* Begin RECORD EXTRACTS *
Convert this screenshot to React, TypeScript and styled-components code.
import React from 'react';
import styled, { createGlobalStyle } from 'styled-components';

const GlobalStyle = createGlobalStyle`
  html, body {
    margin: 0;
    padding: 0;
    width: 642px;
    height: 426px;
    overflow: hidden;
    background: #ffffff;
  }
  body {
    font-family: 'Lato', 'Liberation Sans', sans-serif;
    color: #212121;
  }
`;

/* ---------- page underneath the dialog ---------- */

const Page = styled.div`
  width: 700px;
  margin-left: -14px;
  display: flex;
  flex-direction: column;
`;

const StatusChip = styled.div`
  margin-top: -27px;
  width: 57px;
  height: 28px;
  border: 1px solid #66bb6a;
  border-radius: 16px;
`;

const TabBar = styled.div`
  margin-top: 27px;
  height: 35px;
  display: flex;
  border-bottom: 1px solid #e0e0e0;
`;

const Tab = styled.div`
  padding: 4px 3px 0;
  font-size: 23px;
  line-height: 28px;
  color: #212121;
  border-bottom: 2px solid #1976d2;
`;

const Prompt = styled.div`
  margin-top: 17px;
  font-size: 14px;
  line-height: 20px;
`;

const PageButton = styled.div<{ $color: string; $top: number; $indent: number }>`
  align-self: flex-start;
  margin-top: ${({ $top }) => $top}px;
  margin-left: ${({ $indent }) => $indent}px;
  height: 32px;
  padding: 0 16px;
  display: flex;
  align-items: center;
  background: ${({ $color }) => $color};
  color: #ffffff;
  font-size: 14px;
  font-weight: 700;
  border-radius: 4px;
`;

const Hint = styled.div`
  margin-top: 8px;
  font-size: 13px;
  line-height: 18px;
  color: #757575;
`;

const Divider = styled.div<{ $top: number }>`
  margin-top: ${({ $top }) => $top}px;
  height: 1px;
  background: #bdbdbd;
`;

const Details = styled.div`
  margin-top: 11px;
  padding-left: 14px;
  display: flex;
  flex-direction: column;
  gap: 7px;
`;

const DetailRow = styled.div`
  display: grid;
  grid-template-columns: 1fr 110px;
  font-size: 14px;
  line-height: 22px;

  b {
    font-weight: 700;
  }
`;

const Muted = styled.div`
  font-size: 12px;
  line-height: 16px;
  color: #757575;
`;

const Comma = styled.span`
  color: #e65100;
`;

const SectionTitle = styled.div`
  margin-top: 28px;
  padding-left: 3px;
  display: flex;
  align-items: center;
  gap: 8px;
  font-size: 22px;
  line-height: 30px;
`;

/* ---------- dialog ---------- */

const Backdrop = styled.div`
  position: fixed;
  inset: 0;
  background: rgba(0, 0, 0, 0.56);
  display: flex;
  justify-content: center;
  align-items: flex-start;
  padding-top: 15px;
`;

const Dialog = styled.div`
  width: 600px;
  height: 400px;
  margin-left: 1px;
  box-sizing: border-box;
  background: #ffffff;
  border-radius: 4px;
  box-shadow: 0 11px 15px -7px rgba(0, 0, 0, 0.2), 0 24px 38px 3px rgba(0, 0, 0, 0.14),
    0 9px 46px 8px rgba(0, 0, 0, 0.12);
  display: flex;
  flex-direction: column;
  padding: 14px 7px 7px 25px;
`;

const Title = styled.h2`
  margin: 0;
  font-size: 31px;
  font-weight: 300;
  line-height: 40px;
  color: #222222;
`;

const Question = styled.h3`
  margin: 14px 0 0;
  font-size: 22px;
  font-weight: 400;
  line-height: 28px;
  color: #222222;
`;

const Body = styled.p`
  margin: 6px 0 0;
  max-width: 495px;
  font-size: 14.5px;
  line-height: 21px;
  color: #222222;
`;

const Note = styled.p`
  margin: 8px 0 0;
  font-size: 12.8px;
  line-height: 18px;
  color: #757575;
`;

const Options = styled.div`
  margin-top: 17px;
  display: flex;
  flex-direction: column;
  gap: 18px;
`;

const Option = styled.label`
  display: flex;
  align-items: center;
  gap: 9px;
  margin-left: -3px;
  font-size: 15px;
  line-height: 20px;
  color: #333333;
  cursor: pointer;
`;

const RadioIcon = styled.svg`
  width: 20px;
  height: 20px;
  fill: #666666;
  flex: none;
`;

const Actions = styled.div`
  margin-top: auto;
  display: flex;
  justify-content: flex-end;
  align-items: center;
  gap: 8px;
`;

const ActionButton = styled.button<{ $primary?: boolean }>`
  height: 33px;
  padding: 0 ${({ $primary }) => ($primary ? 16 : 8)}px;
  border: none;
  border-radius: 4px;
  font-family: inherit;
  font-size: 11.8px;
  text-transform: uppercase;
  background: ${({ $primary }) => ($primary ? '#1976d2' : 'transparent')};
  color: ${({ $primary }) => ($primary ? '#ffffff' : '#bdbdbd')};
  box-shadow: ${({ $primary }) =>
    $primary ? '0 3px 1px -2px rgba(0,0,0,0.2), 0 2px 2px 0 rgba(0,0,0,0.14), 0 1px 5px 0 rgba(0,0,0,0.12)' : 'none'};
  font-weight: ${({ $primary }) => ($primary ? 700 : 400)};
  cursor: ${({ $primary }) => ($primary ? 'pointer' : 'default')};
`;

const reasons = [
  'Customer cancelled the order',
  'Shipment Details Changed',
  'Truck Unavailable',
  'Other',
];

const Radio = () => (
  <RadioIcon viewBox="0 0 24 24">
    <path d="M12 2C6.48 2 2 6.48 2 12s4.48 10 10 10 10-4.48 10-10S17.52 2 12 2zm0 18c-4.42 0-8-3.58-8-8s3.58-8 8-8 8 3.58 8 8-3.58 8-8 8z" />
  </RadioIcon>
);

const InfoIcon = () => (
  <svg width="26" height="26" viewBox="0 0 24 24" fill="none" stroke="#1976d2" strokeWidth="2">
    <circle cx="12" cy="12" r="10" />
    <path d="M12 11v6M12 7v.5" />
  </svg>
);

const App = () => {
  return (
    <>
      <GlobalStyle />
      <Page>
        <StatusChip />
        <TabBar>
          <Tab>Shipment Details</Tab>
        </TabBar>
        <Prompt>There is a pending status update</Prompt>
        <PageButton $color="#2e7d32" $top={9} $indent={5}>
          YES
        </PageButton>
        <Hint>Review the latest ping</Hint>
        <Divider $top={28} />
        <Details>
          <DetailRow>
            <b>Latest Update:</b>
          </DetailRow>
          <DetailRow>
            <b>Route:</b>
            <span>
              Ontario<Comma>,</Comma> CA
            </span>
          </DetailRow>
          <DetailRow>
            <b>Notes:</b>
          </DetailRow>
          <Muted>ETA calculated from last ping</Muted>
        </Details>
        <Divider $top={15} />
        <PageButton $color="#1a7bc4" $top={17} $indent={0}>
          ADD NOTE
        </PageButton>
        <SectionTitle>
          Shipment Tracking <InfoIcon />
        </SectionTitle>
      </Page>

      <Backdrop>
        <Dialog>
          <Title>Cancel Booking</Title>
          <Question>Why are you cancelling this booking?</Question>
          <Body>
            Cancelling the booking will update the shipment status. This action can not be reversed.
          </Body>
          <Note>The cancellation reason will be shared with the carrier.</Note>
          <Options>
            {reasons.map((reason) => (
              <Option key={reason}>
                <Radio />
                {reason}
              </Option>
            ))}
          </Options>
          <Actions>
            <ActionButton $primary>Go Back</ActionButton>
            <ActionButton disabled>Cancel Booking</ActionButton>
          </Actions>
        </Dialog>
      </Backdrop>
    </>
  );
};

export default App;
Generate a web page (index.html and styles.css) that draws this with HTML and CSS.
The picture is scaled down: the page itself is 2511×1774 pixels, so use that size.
* End RECORD EXTRACTS *
--- WHAT IS ASKED ---
Without leaving anything out, quote all the data.

--- ANSWER TO THIS PROBLEM ---
Convert this screenshot to React, TypeScript and styled-components code.
import React from 'react';
import styled, { createGlobalStyle } from 'styled-components';

const GlobalStyle = createGlobalStyle`
  html, body {
    margin: 0;
    padding: 0;
    width: 642px;
    height: 426px;
    overflow: hidden;
    background: #ffffff;
  }
  body {
    font-family: 'Lato', 'Liberation Sans', sans-serif;
    color: #212121;
  }
`;

/* ---------- page underneath the dialog ---------- */

const Page = styled.div`
  width: 700px;
  margin-left: -14px;
  display: flex;
  flex-direction: column;
`;

const StatusChip = styled.div`
  margin-top: -27px;
  width: 57px;
  height: 28px;
  border: 1px solid #66bb6a;
  border-radius: 16px;
`;

const TabBar = styled.div`
  margin-top: 27px;
  height: 35px;
  display: flex;
  border-bottom: 1px solid #e0e0e0;
`;

const Tab = styled.div`
  padding: 4px 3px 0;
  font-size: 23px;
  line-height: 28px;
  color: #212121;
  border-bottom: 2px solid #1976d2;
`;

const Prompt = styled.div`
  margin-top: 17px;
  font-size: 14px;
  line-height: 20px;
`;

const PageButton = styled.div<{ $color: string; $top: number; $indent: number }>`
  align-self: flex-start;
  margin-top: ${({ $top }) => $top}px;
  margin-left: ${({ $indent }) => $indent}px;
  height: 32px;
  padding: 0 16px;
  display: flex;
  align-items: center;
  background: ${({ $color }) => $color};
  color: #ffffff;
  font-size: 14px;
  font-weight: 700;
  border-radius: 4px;
`;

const Hint = styled.div`
  margin-top: 8px;
  font-size: 13px;
  line-height: 18px;
  color: #757575;
`;

const Divider = styled.div<{ $top: number }>`
  margin-top: ${({ $top }) => $top}px;
  height: 1px;
  background: #bdbdbd;
`;

const Details = styled.div`
  margin-top: 11px;
  padding-left: 14px;
  display: flex;
  flex-direction: column;
  gap: 7px;
`;

const DetailRow = styled.div`
  display: grid;
  grid-template-columns: 1fr 110px;
  font-size: 14px;
  line-height: 22px;

  b {
    font-weight: 700;
  }
`;

const Muted = styled.div`
  font-size: 12px;
  line-height: 16px;
  color: #757575;
`;

const Comma = styled.span`
  color: #e65100;
`;

const SectionTitle = styled.div`
  margin-top: 28px;
  padding-left: 3px;
  display: flex;
  align-items: center;
  gap: 8px;
  font-size: 22px;
  line-height: 30px;
`;

/* ---------- dialog ---------- */

const Backdrop = styled.div`
  position: fixed;
  inset: 0;
  background: rgba(0, 0, 0, 0.56);
  display: flex;
  justify-content: center;
  align-items: flex-start;
  padding-top: 15px;
`;

const Dialog = styled.div`
  width: 600px;
  height: 400px;
  margin-left: 1px;
  box-sizing: border-box;
  background: #ffffff;
  border-radius: 4px;
  box-shadow: 0 11px 15px -7px rgba(0, 0, 0, 0.2), 0 24px 38px 3px rgba(0, 0, 0, 0.14),
    0 9px 46px 8px rgba(0, 0, 0, 0.12);
  display: flex;
  flex-direction: column;
  padding: 14px 7px 7px 25px;
`;

const Title = styled.h2`
  margin: 0;
  font-size: 31px;
  font-weight: 300;
  line-height: 40px;
  color: #222222;
`;

const Question = styled.h3`
  margin: 14px 0 0;
  font-size: 22px;
  font-weight: 400;
  line-height: 28px;
  color: #222222;
`;

const Body = styled.p`
  margin: 6px 0 0;
  max-width: 495px;
  font-size: 14.5px;
  line-height: 21px;
  color: #222222;
`;

const Note = styled.p`
  margin: 8px 0 0;
  font-size: 12.8px;
  line-height: 18px;
  color: #757575;
`;

const Options = styled.div`
  margin-top: 17px;
  display: flex;
  flex-direction: column;
  gap: 18px;
`;

const Option = styled.label`
  display: flex;
  align-items: center;
  gap: 9px;
  margin-left: -3px;
  font-size: 15px;
  line-height: 20px;
  color: #333333;
  cursor: pointer;
`;

const RadioIcon = styled.svg`
  width: 20px;
  height: 20px;
  fill: #666666;
  flex: none;
`;

const Actions = styled.div`
  margin-top: auto;
  display: flex;
  justify-content: flex-end;
  align-items: center;
  gap: 8px;
`;

const ActionButton = styled.button<{ $primary?: boolean }>`
  height: 33px;
  padding: 0 ${({ $primary }) => ($primary ? 16 : 8)}px;
  border: none;
  border-radius: 4px;
  font-family: inherit;
  font-size: 11.8px;
  text-transform: uppercase;
  background: ${({ $primary }) => ($primary ? '#1976d2' : 'transparent')};
  color: ${({ $primary }) => ($primary ? '#ffffff' : '#bdbdbd')};
  box-shadow: ${({ $primary }) =>
    $primary ? '0 3px 1px -2px rgba(0,0,0,0.2), 0 2px 2px 0 rgba(0,0,0,0.14), 0 1px 5px 0 rgba(0,0,0,0.12)' : 'none'};
  font-weight: ${({ $primary }) => ($primary ? 700 : 400)};
  cursor: ${({ $primary }) => ($primary ? 'pointer' : 'default')};
`;

const reasons = [
  'Customer cancelled the order',
  'Shipment Details Changed',
  'Truck Unavailable',
  'Other',
];

const Radio = () => (
  <RadioIcon viewBox="0 0 24 24">
    <path d="M12 2C6.48 2 2 6.48 2 12s4.48 10 10 10 10-4.48 10-10S17.52 2 12 2zm0 18c-4.42 0-8-3.58-8-8s3.58-8 8-8 8 3.58 8 8-3.58 8-8 8z" />
  </RadioIcon>
);

const InfoIcon = () => (
  <svg width="26" height="26" viewBox="0 0 24 24" fill="none" stroke="#1976d2" strokeWidth="2">
    <circle cx="12" cy="12" r="10" />
    <path d="M12 11v6M12 7v.5" />
  </svg>
);

const App = () => {
  return (
    <>
      <GlobalStyle />
      <Page>
        <StatusChip />
        <TabBar>
          <Tab>Shipment Details</Tab>
        </TabBar>
        <Prompt>There is a pending status update</Prompt>
        <PageButton $color="#2e7d32" $top={9} $indent={5}>
          YES
        </PageButton>
        <Hint>Review the latest ping</Hint>
        <Divider $top={28} />
        <Details>
          <DetailRow>
            <b>Latest Update:</b>
          </DetailRow>
          <DetailRow>
            <b>Route:</b>
            <span>
              Ontario<Comma>,</Comma> CA
            </span>
          </DetailRow>
          <DetailRow>
            <b>Notes:</b>
          </DetailRow>
          <Muted>ETA calculated from last ping</Muted>
        </Details>
        <Divider $top={15} />
        <PageButton $color="#1a7bc4" $top={17} $indent={0}>
          ADD NOTE
        </PageButton>
        <SectionTitle>
          Shipment Tracking <InfoIcon />
        </SectionTitle>
      </Page>

      <Backdrop>
        <Dialog>
          <Title>Cancel Booking</Title>
          <Question>Why are you cancelling this booking?</Question>
          <Body>
            Cancelling the booking will update the shipment status. This action can not be reversed.
          </Body>
          <Note>The cancellation reason will be shared with the carrier.</Note>
          <Options>
            {reasons.map((reason) => (
              <Option key={reason}>
                <Radio />
                {reason}
              </Option>
            ))}
          </Options>
          <Actions>
            <ActionButton $primary>Go Back</ActionButton>
            <ActionButton disabled>Cancel Booking</ActionButton>
          </Actions>
        </Dialog>
      </Backdrop>
    </>
  );
};

export default App;
Generate a web page (index.html and styles.css) that draws this with HTML and CSS.
The picture is scaled down: the page itself is 2511×1774 pixels, so use that size.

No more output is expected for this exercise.